== Supplied data ==

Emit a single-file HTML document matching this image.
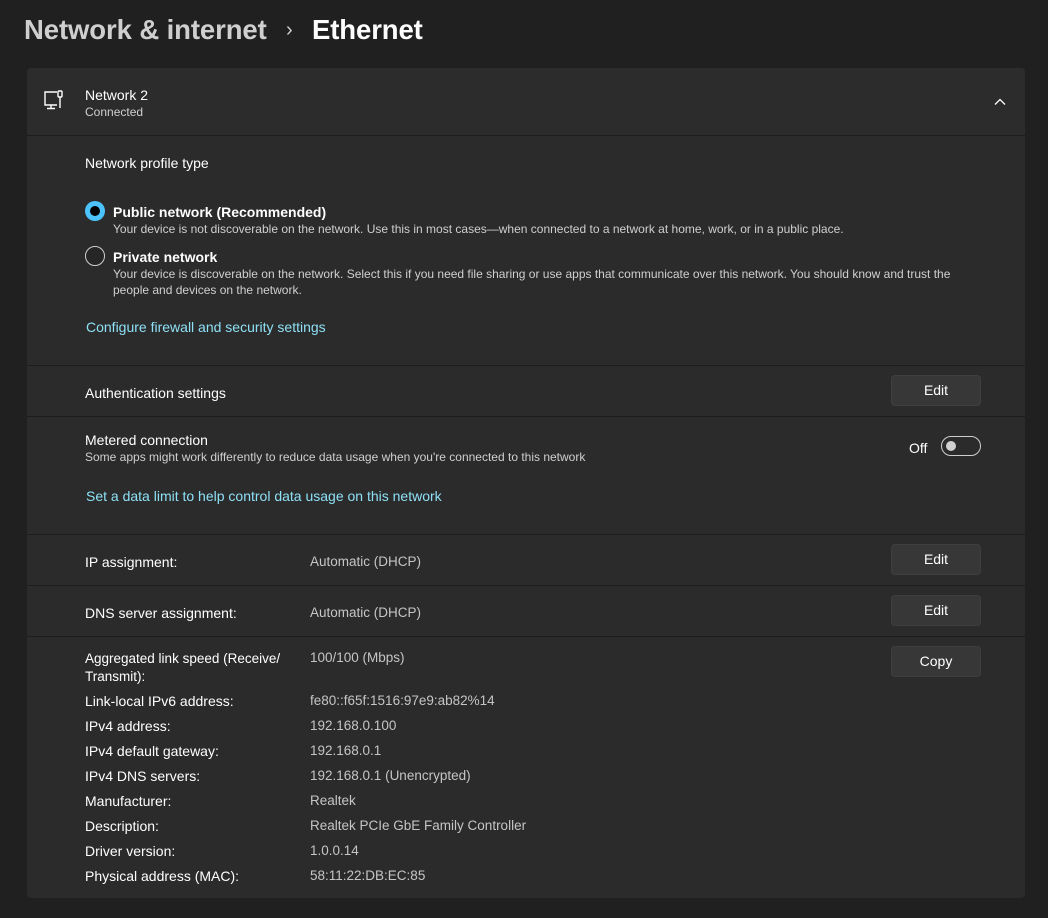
<!DOCTYPE html>
<html><head><style>
*{margin:0;padding:0;box-sizing:border-box}
body{width:1048px;height:918px;background:#202020;font-family:"Liberation Sans",sans-serif;color:#fff;position:relative;overflow:hidden}
.a{position:absolute;white-space:nowrap}
.t{font-size:14px;color:#fff}
.s{font-size:12px;color:#cfcfcf}
.v{font-size:13.5px;color:#c5c5c5}
.lnk{font-size:14px;color:#8ee0f5}
.btn{position:absolute;left:891px;width:90px;height:31px;background:#373737;border:1px solid #3f3f3f;border-radius:4px;font-size:14px;color:#fff;text-align:center;line-height:29px}
.sep{position:absolute;left:27px;width:998px;height:1px;background:#1d1d1d}
.card{position:absolute;left:27px;width:998px;background:#2b2b2b}
</style></head><body>
<div class="a" style="left:24px;top:14px;font-size:27.5px;color:#cfcfcf;font-weight:bold;letter-spacing:-0.1px">Network &amp; internet</div>
<div class="a" style="left:286px;top:19px;font-size:20px;color:#cfcfcf">›</div>
<div class="a" style="left:312px;top:14px;font-size:27.5px;color:#fff;font-weight:bold;letter-spacing:-0.1px">Ethernet</div>

<div class="card" style="top:68px;height:67px;border-radius:4px 4px 0 0;background:#2c2c2c"></div>
<svg class="a" style="left:43px;top:89px" width="24" height="24" viewBox="0 0 24 24" fill="none" stroke="#fff" stroke-width="1.4"><path d="M14 3H2v13h12M8 16v3M4 19.5h8"/><rect x="15" y="2" width="4" height="6" rx="1"/><path d="M17 8v11"/></svg>
<div class="a t" style="left:85px;top:87px">Network 2</div>
<div class="a s" style="left:85px;top:105px">Connected</div>
<svg class="a" style="left:994px;top:96px" width="12" height="12" viewBox="0 0 12 12" fill="none" stroke="#fff" stroke-width="1.3"><path d="M1 8.5l5-5 5 5"/></svg>
<div class="sep" style="top:135px"></div>

<div class="card" style="top:136px;height:762px;background:#2b2b2b;border-radius:0 0 4px 4px"></div>
<div class="a t" style="left:85px;top:155px">Network profile type</div>
<div class="a" style="left:85px;top:201px;width:20px;height:20px;border-radius:50%;background:#4cc2ff"><div style="position:absolute;left:5px;top:5px;width:10px;height:10px;border-radius:50%;background:#000"></div></div>
<div class="a t" style="left:113px;top:204px;font-weight:bold">Public network (Recommended)</div>
<div class="a s" style="left:113px;top:222px">Your device is not discoverable on the network. Use this in most cases—when connected to a network at home, work, or in a public place.</div>
<div class="a" style="left:85px;top:246px;width:20px;height:20px;border-radius:50%;border:1px solid #cfcfcf;background:#262626"></div>
<div class="a t" style="left:113px;top:249px;font-weight:bold">Private network</div>
<div class="a s" style="left:113px;top:267px">Your device is discoverable on the network. Select this if you need file sharing or use apps that communicate over this network. You should know and trust the</div>
<div class="a s" style="left:113px;top:283px">people and devices on the network.</div>
<div class="a lnk" style="left:86px;top:319px">Configure firewall and security settings</div>
<div class="sep" style="top:365px"></div>

<div class="a t" style="left:85px;top:385px">Authentication settings</div>
<div class="btn" style="top:375px">Edit</div>
<div class="sep" style="top:416px"></div>

<div class="a t" style="left:85px;top:432px">Metered connection</div>
<div class="a s" style="left:85px;top:450px">Some apps might work differently to reduce data usage when you're connected to this network</div>
<div class="a t" style="left:909px;top:440px">Off</div>
<div class="a" style="left:941px;top:436px;width:40px;height:20px;border:1px solid #cfcfcf;border-radius:10px"><div style="position:absolute;left:4px;top:4px;width:10px;height:10px;border-radius:50%;background:#d0d0d0"></div></div>
<div class="a lnk" style="left:86px;top:488px">Set a data limit to help control data usage on this network</div>
<div class="sep" style="top:534px"></div>

<div class="a t" style="left:85px;top:554px">IP assignment:</div>
<div class="a v" style="left:310px;top:554px">Automatic (DHCP)</div>
<div class="btn" style="top:544px">Edit</div>
<div class="sep" style="top:585px"></div>
<div class="a t" style="left:85px;top:605px">DNS server assignment:</div>
<div class="a v" style="left:310px;top:605px">Automatic (DHCP)</div>
<div class="btn" style="top:595px">Edit</div>
<div class="sep" style="top:636px"></div>

<div class="btn" style="top:646px">Copy</div>
<div class="a t" style="left:85px;top:650px;line-height:18px;font-size:13.5px">Aggregated link speed (Receive/<br>Transmit):</div>
<div class="a v" style="left:310px;top:650px">100/100 (Mbps)</div>
<div class="a t" style="left:85px;top:693px">Link-local IPv6 address:</div><div class="a v" style="left:310px;top:693px">fe80::f65f:1516:97e9:ab82%14</div>
<div class="a t" style="left:85px;top:718px">IPv4 address:</div><div class="a v" style="left:310px;top:718px">192.168.0.100</div>
<div class="a t" style="left:85px;top:743px">IPv4 default gateway:</div><div class="a v" style="left:310px;top:743px">192.168.0.1</div>
<div class="a t" style="left:85px;top:768px">IPv4 DNS servers:</div><div class="a v" style="left:310px;top:768px">192.168.0.1 (Unencrypted)</div>
<div class="a t" style="left:85px;top:793px">Manufacturer:</div><div class="a v" style="left:310px;top:793px">Realtek</div>
<div class="a t" style="left:85px;top:818px">Description:</div><div class="a v" style="left:310px;top:818px">Realtek PCIe GbE Family Controller</div>
<div class="a t" style="left:85px;top:843px">Driver version:</div><div class="a v" style="left:310px;top:843px">1.0.0.14</div>
<div class="a t" style="left:85px;top:868px">Physical address (MAC):</div><div class="a v" style="left:310px;top:868px">58:11:22:DB:EC:85</div>
</body></html>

===

Restate the whole listing above exactly, except for its images.

- **Result of this exercise**
Emit a single-file HTML document matching this image.
<!DOCTYPE html>
<html><head><style>
*{margin:0;padding:0;box-sizing:border-box}
body{width:1048px;height:918px;background:#202020;font-family:"Liberation Sans",sans-serif;color:#fff;position:relative;overflow:hidden}
.a{position:absolute;white-space:nowrap}
.t{font-size:14px;color:#fff}
.s{font-size:12px;color:#cfcfcf}
.v{font-size:13.5px;color:#c5c5c5}
.lnk{font-size:14px;color:#8ee0f5}
.btn{position:absolute;left:891px;width:90px;height:31px;background:#373737;border:1px solid #3f3f3f;border-radius:4px;font-size:14px;color:#fff;text-align:center;line-height:29px}
.sep{position:absolute;left:27px;width:998px;height:1px;background:#1d1d1d}
.card{position:absolute;left:27px;width:998px;background:#2b2b2b}
</style></head><body>
<div class="a" style="left:24px;top:14px;font-size:27.5px;color:#cfcfcf;font-weight:bold;letter-spacing:-0.1px">Network &amp; internet</div>
<div class="a" style="left:286px;top:19px;font-size:20px;color:#cfcfcf">›</div>
<div class="a" style="left:312px;top:14px;font-size:27.5px;color:#fff;font-weight:bold;letter-spacing:-0.1px">Ethernet</div>

<div class="card" style="top:68px;height:67px;border-radius:4px 4px 0 0;background:#2c2c2c"></div>
<svg class="a" style="left:43px;top:89px" width="24" height="24" viewBox="0 0 24 24" fill="none" stroke="#fff" stroke-width="1.4"><path d="M14 3H2v13h12M8 16v3M4 19.5h8"/><rect x="15" y="2" width="4" height="6" rx="1"/><path d="M17 8v11"/></svg>
<div class="a t" style="left:85px;top:87px">Network 2</div>
<div class="a s" style="left:85px;top:105px">Connected</div>
<svg class="a" style="left:994px;top:96px" width="12" height="12" viewBox="0 0 12 12" fill="none" stroke="#fff" stroke-width="1.3"><path d="M1 8.5l5-5 5 5"/></svg>
<div class="sep" style="top:135px"></div>

<div class="card" style="top:136px;height:762px;background:#2b2b2b;border-radius:0 0 4px 4px"></div>
<div class="a t" style="left:85px;top:155px">Network profile type</div>
<div class="a" style="left:85px;top:201px;width:20px;height:20px;border-radius:50%;background:#4cc2ff"><div style="position:absolute;left:5px;top:5px;width:10px;height:10px;border-radius:50%;background:#000"></div></div>
<div class="a t" style="left:113px;top:204px;font-weight:bold">Public network (Recommended)</div>
<div class="a s" style="left:113px;top:222px">Your device is not discoverable on the network. Use this in most cases—when connected to a network at home, work, or in a public place.</div>
<div class="a" style="left:85px;top:246px;width:20px;height:20px;border-radius:50%;border:1px solid #cfcfcf;background:#262626"></div>
<div class="a t" style="left:113px;top:249px;font-weight:bold">Private network</div>
<div class="a s" style="left:113px;top:267px">Your device is discoverable on the network. Select this if you need file sharing or use apps that communicate over this network. You should know and trust the</div>
<div class="a s" style="left:113px;top:283px">people and devices on the network.</div>
<div class="a lnk" style="left:86px;top:319px">Configure firewall and security settings</div>
<div class="sep" style="top:365px"></div>

<div class="a t" style="left:85px;top:385px">Authentication settings</div>
<div class="btn" style="top:375px">Edit</div>
<div class="sep" style="top:416px"></div>

<div class="a t" style="left:85px;top:432px">Metered connection</div>
<div class="a s" style="left:85px;top:450px">Some apps might work differently to reduce data usage when you're connected to this network</div>
<div class="a t" style="left:909px;top:440px">Off</div>
<div class="a" style="left:941px;top:436px;width:40px;height:20px;border:1px solid #cfcfcf;border-radius:10px"><div style="position:absolute;left:4px;top:4px;width:10px;height:10px;border-radius:50%;background:#d0d0d0"></div></div>
<div class="a lnk" style="left:86px;top:488px">Set a data limit to help control data usage on this network</div>
<div class="sep" style="top:534px"></div>

<div class="a t" style="left:85px;top:554px">IP assignment:</div>
<div class="a v" style="left:310px;top:554px">Automatic (DHCP)</div>
<div class="btn" style="top:544px">Edit</div>
<div class="sep" style="top:585px"></div>
<div class="a t" style="left:85px;top:605px">DNS server assignment:</div>
<div class="a v" style="left:310px;top:605px">Automatic (DHCP)</div>
<div class="btn" style="top:595px">Edit</div>
<div class="sep" style="top:636px"></div>

<div class="btn" style="top:646px">Copy</div>
<div class="a t" style="left:85px;top:650px;line-height:18px;font-size:13.5px">Aggregated link speed (Receive/<br>Transmit):</div>
<div class="a v" style="left:310px;top:650px">100/100 (Mbps)</div>
<div class="a t" style="left:85px;top:693px">Link-local IPv6 address:</div><div class="a v" style="left:310px;top:693px">fe80::f65f:1516:97e9:ab82%14</div>
<div class="a t" style="left:85px;top:718px">IPv4 address:</div><div class="a v" style="left:310px;top:718px">192.168.0.100</div>
<div class="a t" style="left:85px;top:743px">IPv4 default gateway:</div><div class="a v" style="left:310px;top:743px">192.168.0.1</div>
<div class="a t" style="left:85px;top:768px">IPv4 DNS servers:</div><div class="a v" style="left:310px;top:768px">192.168.0.1 (Unencrypted)</div>
<div class="a t" style="left:85px;top:793px">Manufacturer:</div><div class="a v" style="left:310px;top:793px">Realtek</div>
<div class="a t" style="left:85px;top:818px">Description:</div><div class="a v" style="left:310px;top:818px">Realtek PCIe GbE Family Controller</div>
<div class="a t" style="left:85px;top:843px">Driver version:</div><div class="a v" style="left:310px;top:843px">1.0.0.14</div>
<div class="a t" style="left:85px;top:868px">Physical address (MAC):</div><div class="a v" style="left:310px;top:868px">58:11:22:DB:EC:85</div>
</body></html>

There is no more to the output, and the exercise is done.